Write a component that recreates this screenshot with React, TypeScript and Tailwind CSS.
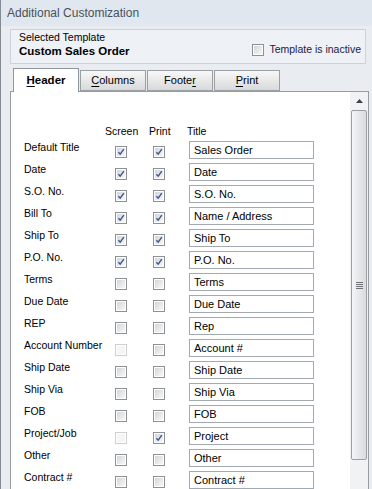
import React from "react";

type Box = "on" | "off" | "dis";

type Row = { label: string; screen: Box; print: Box; title: string };

const rows: Row[] = [
  { label: "Default Title", screen: "on", print: "on", title: "Sales Order" },
  { label: "Date", screen: "on", print: "on", title: "Date" },
  { label: "S.O. No.", screen: "on", print: "on", title: "S.O. No." },
  { label: "Bill To", screen: "on", print: "on", title: "Name / Address" },
  { label: "Ship To", screen: "on", print: "on", title: "Ship To" },
  { label: "P.O. No.", screen: "on", print: "on", title: "P.O. No." },
  { label: "Terms", screen: "off", print: "off", title: "Terms" },
  { label: "Due Date", screen: "off", print: "off", title: "Due Date" },
  { label: "REP", screen: "off", print: "off", title: "Rep" },
  { label: "Account Number", screen: "dis", print: "off", title: "Account #" },
  { label: "Ship Date", screen: "off", print: "off", title: "Ship Date" },
  { label: "Ship Via", screen: "off", print: "off", title: "Ship Via" },
  { label: "FOB", screen: "off", print: "off", title: "FOB" },
  { label: "Project/Job", screen: "dis", print: "on", title: "Project" },
  { label: "Other", screen: "off", print: "off", title: "Other" },
  { label: "Contract #", screen: "off", print: "off", title: "Contract #" },
];

function Check({ state }: { state: Box }) {
  const dis = state === "dis";
  return (
    <div
      className={`w-[12px] h-[12px] border ${
        dis ? "border-[#cdd0d3]" : "border-[#8e9194]"
      } bg-white p-[1px]`}
    >
      <div
        className={`relative w-full h-full ${
          dis
            ? "bg-[#f5f5f5]"
            : "bg-linear-to-br from-[#d3d5d8] to-[#f7f8f8]"
        }`}
      >
        {state === "on" && (
          <svg viewBox="0 0 8 8" className="absolute inset-0 w-full h-full">
            <path
              d="M1.4 4.2 L3.2 6.2 L6.8 1.2"
              fill="none"
              stroke="#3e5590"
              strokeWidth="1.4"
            />
          </svg>
        )}
      </div>
    </div>
  );
}

function Tab({
  u,
  rest,
  active,
  pre,
}: {
  u: string;
  rest: string;
  active?: boolean;
  pre?: string;
}) {
  return (
    <div
      className={
        active
          ? "relative z-10 -mb-px h-[24px] w-[66px] border border-b-0 border-[#8d96a0] bg-white flex items-center justify-center font-bold text-[11.5px]"
          : "h-[21px] w-[66px] border border-[#9a9fa5] bg-linear-to-b from-[#f8f8f8] to-[#d8d9da] flex items-center justify-center text-[11px]"
      }
    >
      {pre}
      <span className="underline underline-offset-2">{u}</span>
      {rest}
    </div>
  );
}

export default function App() {
  return (
    <div
      className="w-[372px] h-[489px] overflow-hidden flex flex-col bg-[#e9edf2] border-l border-[#858b93] text-black"
      style={{ fontFamily: '"Liberation Sans", Arial, sans-serif' }}
    >
      <div className="shrink-0 h-[26px] flex items-center pl-[6px] bg-[#e1e7ee] text-[12px] text-[#47505c]">
        Additional Customization
      </div>

      <div className="shrink-0 mt-[3px] ml-[9px] mr-[6px] h-[35px] border border-[#cbd2da] bg-[#eef1f5] flex items-end justify-between pl-[8px] pr-[4px]">
        <div className="flex flex-col pb-[4px]">
          <span className="text-[10.5px] leading-[13px]">Selected Template</span>
          <span className="text-[11.5px] leading-[15px] font-bold">
            Custom Sales Order
          </span>
        </div>
        <div className="flex items-center gap-[5px] pb-[5px]">
          <Check state="off" />
          <span className="text-[10.5px] text-[#1c2140]">
            Template is inactive
          </span>
        </div>
      </div>

      <div className="shrink-0 mt-[4px] h-[23px] flex items-end pl-[12px] gap-[1px]">
        <Tab active u="H" rest="eader" />
        <Tab u="C" rest="olumns" />
        <Tab pre="Foote" u="r" rest="" />
        <Tab u="P" rest="rint" />
      </div>

      <div className="ml-[9px] mr-[3px] h-[420px] shrink-0 border border-[#959ca4] bg-white flex">
        <div className="w-[339px] pt-[30px] text-[10.5px]">
          <div className="h-[19px] flex items-center pl-[94px]">
            <span className="w-[44px]">Screen</span>
            <span className="w-[38px]">Print</span>
            <span>Title</span>
          </div>
          {rows.map((r) => (
            <div key={r.label} className="h-[22px] flex items-start pl-[13px]">
              <div className="w-[91px] leading-[13px] whitespace-nowrap">
                {r.label}
              </div>
              <div className="w-[38px] pt-[5px]">
                <Check state={r.screen} />
              </div>
              <div className="w-[36px] pt-[5px]">
                <Check state={r.print} />
              </div>
              <div className="w-[125px] h-[18px] border border-[#a2a9b1] pl-[4px] text-[11px] leading-[16px]">
                {r.title}
              </div>
            </div>
          ))}
        </div>

        <div className="w-[18px] bg-[#f1f2f3] flex flex-col items-center">
          <div className="h-[17px] w-full flex items-center justify-center">
            <svg width="7" height="4" viewBox="0 0 7 4">
              <path d="M0 4 L3.5 0 L7 4 Z" fill="#404040" />
            </svg>
          </div>
          <div className="mt-[1px] w-[16px] h-[350px] border border-[#9b9fa4] rounded-[2px] bg-linear-to-r from-[#f4f5f6] to-[#d9dbdd] flex flex-col items-center justify-center gap-[1px]">
            <div className="w-[7px] h-px bg-[#6d7278]" />
            <div className="w-[7px] h-px bg-[#6d7278]" />
            <div className="w-[7px] h-px bg-[#6d7278]" />
            <div className="w-[7px] h-px bg-[#6d7278]" />
          </div>
        </div>
      </div>
    </div>
  );
}
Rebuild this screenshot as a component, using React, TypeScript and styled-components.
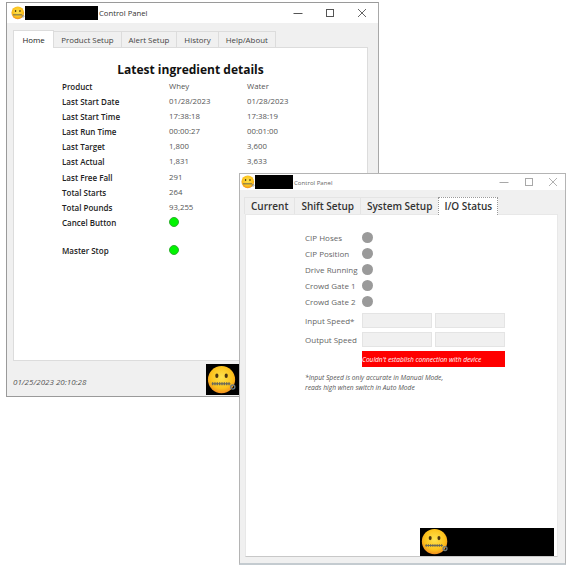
import React from "react";
import styled, { createGlobalStyle } from "styled-components";

const GlobalStyle = createGlobalStyle`
  html, body {
    margin: 0;
    padding: 0;
    background: #fff;
    font-family: "Open Sans", "Noto Sans", sans-serif;
  }
`;

const Desktop = styled.div`
  position: relative;
  width: 576px;
  height: 576px;
  overflow: hidden;
  background: #fff;
`;

// windows sit on a free canvas, so these two are placed by coordinates
const MainWindow = styled.div`
  position: absolute;
  left: 6px;
  top: 2px;
  width: 373px;
  height: 395px;
  display: flex;
  flex-direction: column;
  box-sizing: border-box;
  background: #f0f0f0;
  border: 1px solid #9a9a9a;
  border-right-color: #a8a8a8;
`;

const SecondWindow = styled.div`
  position: absolute;
  left: 239px;
  top: 173px;
  width: 327px;
  height: 392px;
  display: flex;
  flex-direction: column;
  box-sizing: border-box;
  background: #f0f0f0;
  border: 1px solid #b4b4b4;
  border-bottom: 2px solid #c4cbd0;
`;

const TitleBar = styled.div<{ $height: number; $pad: number }>`
  height: ${(p) => p.$height}px;
  flex: none;
  display: flex;
  align-items: center;
  padding-left: ${(p) => p.$pad}px;
  background: #fff;
`;

const Redacted = styled.div<{ $w: number; $h: number }>`
  width: ${(p) => p.$w}px;
  height: ${(p) => p.$h}px;
  background: #000;
`;

const TitleText = styled.span<{ $small?: boolean }>`
  margin-left: 1px;
  font-size: ${(p) => (p.$small ? 6.1 : 7.7)}px;
  color: ${(p) => (p.$small ? "#666" : "#333")};
`;

const WinControls = styled.div<{ $gap: number; $right: number; $faded?: boolean }>`
  margin-left: auto;
  margin-right: ${(p) => p.$right}px;
  display: flex;
  align-items: center;
  gap: ${(p) => p.$gap}px;
  color: ${(p) => (p.$faded ? "#a8a8a8" : "#555")};
`;

const Body = styled.div<{ $padTop: number; $padX: number; $padRight: number; $padBottom?: number }>`
  flex: 1;
  min-height: 0;
  display: flex;
  flex-direction: column;
  padding: ${(p) => p.$padTop}px ${(p) => p.$padRight}px ${(p) => p.$padBottom ?? 0}px ${(p) => p.$padX}px;
`;

const TabStrip = styled.div`
  display: flex;
  align-items: flex-end;
  flex: none;
`;

const LargeTabStrip = styled(TabStrip)`
  margin-left: -1px;
`;

const Tab = styled.div<{ $active?: boolean }>`
  height: ${(p) => (p.$active ? 18 : 16)}px;
  padding: 0 7px;
  display: flex;
  align-items: center;
  box-sizing: border-box;
  font-size: 7.9px;
  color: #444;
  background: ${(p) => (p.$active ? "#fff" : "#f0f0f0")};
  border: 1px solid #dcdcdc;
  border-bottom: none;
  margin-right: -1px;
  ${(p) => p.$active && "position: relative; z-index: 1; color: #222; margin-bottom: -1px; padding: 0 8.5px;"}
`;

const LargeTab = styled.div<{ $active?: boolean }>`
  height: ${(p) => (p.$active ? 18 : 17)}px;
  padding: 0 ${(p) => (p.$active ? 5 : 6)}px 1px;
  display: flex;
  align-items: center;
  box-sizing: border-box;
  font-size: 10px;
  font-weight: 600;
  color: #333;
  background: ${(p) => (p.$active ? "#fff" : "#f0f0f0")};
  border: ${(p) => (p.$active ? "1px dotted #999" : "1px solid #e4e4e4")};
  border-bottom: none;
  margin-right: -1px;
  ${(p) => p.$active && "position: relative; z-index: 1; margin-bottom: -1px;"}
`;

const Panel = styled.div`
  flex: 1;
  min-height: 0;
  box-sizing: border-box;
  background: #fff;
  border: 1px solid #dcdcdc;
`;

const MainPanel = styled(Panel)`
  display: flex;
  flex-direction: column;
`;

const Heading = styled.div`
  margin-top: 13px;
  text-align: center;
  font-size: 12px;
  line-height: 18px;
  font-weight: 700;
  color: #111;
`;

const DetailGrid = styled.div`
  margin: 0 0 0 48px;
  display: grid;
  grid-template-columns: 107px 78px 1fr;
  align-items: center;
`;

const RowLabel = styled.div`
  font-size: 8px;
  line-height: 15.1px;
  font-weight: 600;
  color: #222;
`;

const RowValue = styled.div`
  font-size: 7.8px;
  line-height: 15.1px;
  color: #555;
`;

const GreenLamp = styled.div`
  width: 10px;
  height: 10px;
  border-radius: 50%;
  background: #00f400;
  border: 0.5px solid #30b030;
  box-sizing: border-box;
`;

const Spacer = styled.div`
  grid-column: 1 / -1;
  height: 13px;
`;

const StatusBar = styled.div`
  height: 35px;
  flex: none;
  display: flex;
  align-items: center;
  justify-content: space-between;
  padding: 2px 129px 0 0;
  box-sizing: border-box;
`;

const DateText = styled.span`
  margin-top: 3px;
  font-size: 8px;
  font-style: italic;
  color: #555;
`;

const LogoBox = styled.div<{ $w: number; $h: number }>`
  width: ${(p) => p.$w}px;
  height: ${(p) => p.$h}px;
  background: #000;
  display: flex;
  align-items: center;
  padding-left: 1px;
  box-sizing: border-box;
`;

const IoPanel = styled(Panel)`
  display: flex;
  flex-direction: column;
  padding: 14px 0 0 59px;
  border-color: #e8e8e8;
  border-bottom-color: #c8c8c8;
`;

const IoGrid = styled.div`
  display: grid;
  grid-template-columns: 54px 70px 70px;
  column-gap: 3px;
  align-items: center;
  width: 200px;
`;

const IoLabel = styled.div<{ $tall?: boolean }>`
  grid-column: 1;
  height: ${(p) => (p.$tall ? 19 : 16)}px;
  display: flex;
  align-items: center;
  font-size: 8px;
  color: #666;
  white-space: nowrap;
`;

const SpeedGap = styled.div`
  grid-column: 1 / -1;
  height: 2px;
`;

const GreyLamp = styled.div`
  grid-column: 2 / 4;
  width: 11px;
  height: 11px;
  border-radius: 50%;
  background: #9a9a9a;
`;

const Field = styled.div`
  height: 15px;
  box-sizing: border-box;
  background: #f0f0f0;
  border: 1px solid #e4e4e4;
`;

const ErrorBox = styled.div`
  grid-column: 2 / 4;
  height: 16px;
  margin-top: 2px;
  display: flex;
  align-items: center;
  background: #ff0000;
  color: #fff;
  font-size: 6.6px;
  font-style: italic;
`;

const Note = styled.div`
  margin-top: 6px;
  font-size: 6.7px;
  line-height: 10px;
  font-style: italic;
  color: #555;
`;

const IoFooter = styled.div`
  margin: auto 3px 0 auto;
`;

const Emoji = ({ size }: { size: number }) => (
  <svg width={size} height={size} viewBox="0 0 32 32" style={{ flex: "none" }}>
    <defs>
      <radialGradient id="face" cx="50%" cy="42%" r="58%">
        <stop offset="0%" stopColor="#fde24f" />
        <stop offset="70%" stopColor="#fcc21b" />
        <stop offset="100%" stopColor="#f19020" />
      </radialGradient>
    </defs>
    <circle cx="15.5" cy="15.5" r="14.5" fill="url(#face)" />
    <ellipse cx="10.5" cy="11.5" rx="1.7" ry="2.4" fill="#4a3410" />
    <ellipse cx="20.5" cy="11.5" rx="1.7" ry="2.4" fill="#4a3410" />
    <path
      d="M6 21.5v-3M8.5 21.5v-3M11 21.5v-3M13.5 21.5v-3M16 21.5v-3M18.5 21.5v-3M21 21.5v-3M23.5 21.5v-3"
      stroke="#6a6a5a"
      strokeWidth="1.4"
    />
    <path d="M5 20h20" stroke="#6a6a5a" strokeWidth="1.2" />
    <circle cx="27.5" cy="23.5" r="2.2" fill="none" stroke="#6d7b80" strokeWidth="1.5" />
  </svg>
);

const Controls = () => (
  <>
    <svg width="10" height="10" viewBox="0 0 10 10">
      <path d="M0.5 5.5h9" stroke="currentColor" strokeWidth="1" />
    </svg>
    <svg width="10" height="10" viewBox="0 0 10 10">
      <rect x="1.5" y="1.5" width="7" height="7" fill="none" stroke="currentColor" strokeWidth="1" />
    </svg>
    <svg width="10" height="10" viewBox="0 0 10 10">
      <path d="M1 1l8 8M9 1l-8 8" stroke="currentColor" strokeWidth="0.9" />
    </svg>
  </>
);

const rows = [
  ["Last Start Date", "01/28/2023", "01/28/2023"],
  ["Last Start Time", "17:38:18", "17:38:19"],
  ["Last Run Time", "00:00:27", "00:01:00"],
  ["Last Target", "1,800", "3,600"],
  ["Last Actual", "1,831", "3,633"],
  ["Last Free Fall", "291", ""],
  ["Total Starts", "264", ""],
  ["Total Pounds", "93,255", ""],
];

const lamps = ["CIP Hoses", "CIP Position", "Drive Running", "Crowd Gate 1", "Crowd Gate 2"];

export default function App() {
  return (
    <Desktop>
      <GlobalStyle />
      <MainWindow>
        <TitleBar $height={20} $pad={4}>
          <Emoji size={14} />
          <Redacted $w={73} $h={14} />
          <TitleText>Control Panel</TitleText>
          <WinControls $gap={22} $right={11}>
            <Controls />
          </WinControls>
        </TitleBar>
        <Body $padTop={7} $padX={6} $padRight={10}>
          <TabStrip>
            <Tab $active>Home</Tab>
            <Tab>Product Setup</Tab>
            <Tab>Alert Setup</Tab>
            <Tab>History</Tab>
            <Tab>Help/About</Tab>
          </TabStrip>
          <MainPanel>
            <Heading>Latest ingredient details</Heading>
            <DetailGrid>
              <RowLabel>Product</RowLabel>
              <RowValue>Whey</RowValue>
              <RowValue>Water</RowValue>
              {rows.map(([label, a, b]) => (
                <React.Fragment key={label}>
                  <RowLabel>{label}</RowLabel>
                  <RowValue>{a}</RowValue>
                  <RowValue>{b}</RowValue>
                </React.Fragment>
              ))}
              <RowLabel>Cancel Button</RowLabel>
              <GreenLamp />
              <div />
              <Spacer />
              <RowLabel>Master Stop</RowLabel>
              <GreenLamp />
              <div />
            </DetailGrid>
          </MainPanel>
          <StatusBar>
            <DateText>01/25/2023 20:10:28</DateText>
            <LogoBox $w={33} $h={31}>
              <Emoji size={30} />
            </LogoBox>
          </StatusBar>
        </Body>
      </MainWindow>

      <SecondWindow>
        <TitleBar $height={16} $pad={1}>
          <Emoji size={14} />
          <Redacted $w={38} $h={14} />
          <TitleText $small>Control Panel</TitleText>
          <WinControls $gap={14.5} $right={7} $faded>
            <Controls />
          </WinControls>
        </TitleBar>
        <Body $padTop={7} $padX={5} $padRight={7} $padBottom={6}>
          <LargeTabStrip>
            <LargeTab>Current</LargeTab>
            <LargeTab>Shift Setup</LargeTab>
            <LargeTab>System Setup</LargeTab>
            <LargeTab $active>I/O Status</LargeTab>
          </LargeTabStrip>
          <IoPanel>
            <IoGrid>
              {lamps.map((name) => (
                <React.Fragment key={name}>
                  <IoLabel>{name}</IoLabel>
                  <GreyLamp />
                </React.Fragment>
              ))}
              <SpeedGap />
              <IoLabel $tall>Input Speed*</IoLabel>
              <Field />
              <Field />
              <IoLabel $tall>Output Speed</IoLabel>
              <Field />
              <Field />
              <ErrorBox>Couldn't establish connection with device</ErrorBox>
            </IoGrid>
            <Note>
              *Input Speed is only accurate in Manual Mode,
              <br />
              reads high when switch in Auto Mode
            </Note>
            <IoFooter>
              <LogoBox $w={134} $h={28}>
                <Emoji size={28} />
              </LogoBox>
            </IoFooter>
          </IoPanel>
        </Body>
      </SecondWindow>
    </Desktop>
  );
}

• **WORK TO BE COMPLETED**:
Copy nothing past the line containing "string; screen: Box;": reproduce every line from the start of the records up to it, skipping pictures.

• **THE RESULT**:
Write a component that recreates this screenshot with React, TypeScript and Tailwind CSS.
import React from "react";

type Box = "on" | "off" | "dis";

type Row = { label: string; screen: Box; print: Box; title: string };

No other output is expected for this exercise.